The Panama Canal set a new course for the modern development of Central America. Cutting a convenient path from the Atlantic to the Pacific oceans, it hastened the currents of trade and migration that were already reshaping the Western hemisphere. Yet the waterway was built at considerable cost to a way of life that had characterized the region for centuries. In Erased, Marixa Lasso recovers the history of the Panamanian cities and towns that once formed the backbone of the republic.
Drawing on vast and previously untapped archival sources and personal recollections, Lasso describes the canal's displacement of peasants, homeowners, and shop owners, and chronicles the destruction of a centuries-old commercial culture and environment. On completion of the canal, the United States engineered a tropical idyll to replace the lost cities and towns--a space miraculously cleansed of poverty, unemployment, and people--which served as a convenient backdrop to the manicured suburbs built exclusively for Americans.
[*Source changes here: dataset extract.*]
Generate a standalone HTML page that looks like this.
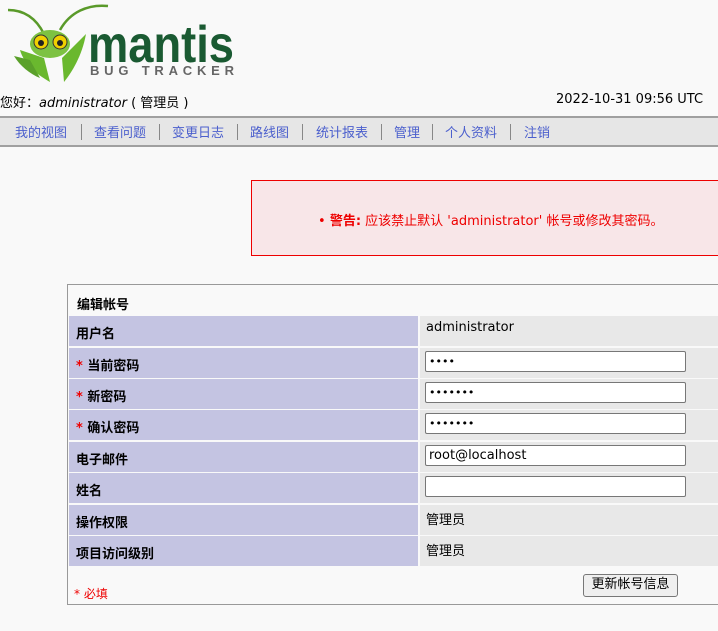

By restoring the sounds, sights, and stories of a world wiped clean by U.S. commerce and political ambition, Lasso compellingly pushes back against a triumphalist narrative that erases the contribution of Latin America to its own history.
Marixa Lasso is Associate Professor of Latin American History at the Universidad Nacional de Colombia. Prior to joining the Universidad Nacional, she was Associate Professor with tenure at Case Western Reserve University. She is the author of the book Myths of Harmony: Race and Republicanism during the Age of Revolution, Colombia 1795-1831 (2007).
Professor Lasso is a contributor to numerous books and has published in journals like the American Historical Review, Environmental History, and Citizenship Studies. She is currently working on a book tentatively titled The Lost Towns of the Canal Zone (under contract with Harvard University Press), for which she received grants from the American Council of Learned Societies and the National Humanities Center.
She has also held fellowships from the Social Science Research Council, Fulbright, and the Werner Gren Foundation. Her work has been translated to Spanish and Portuguese.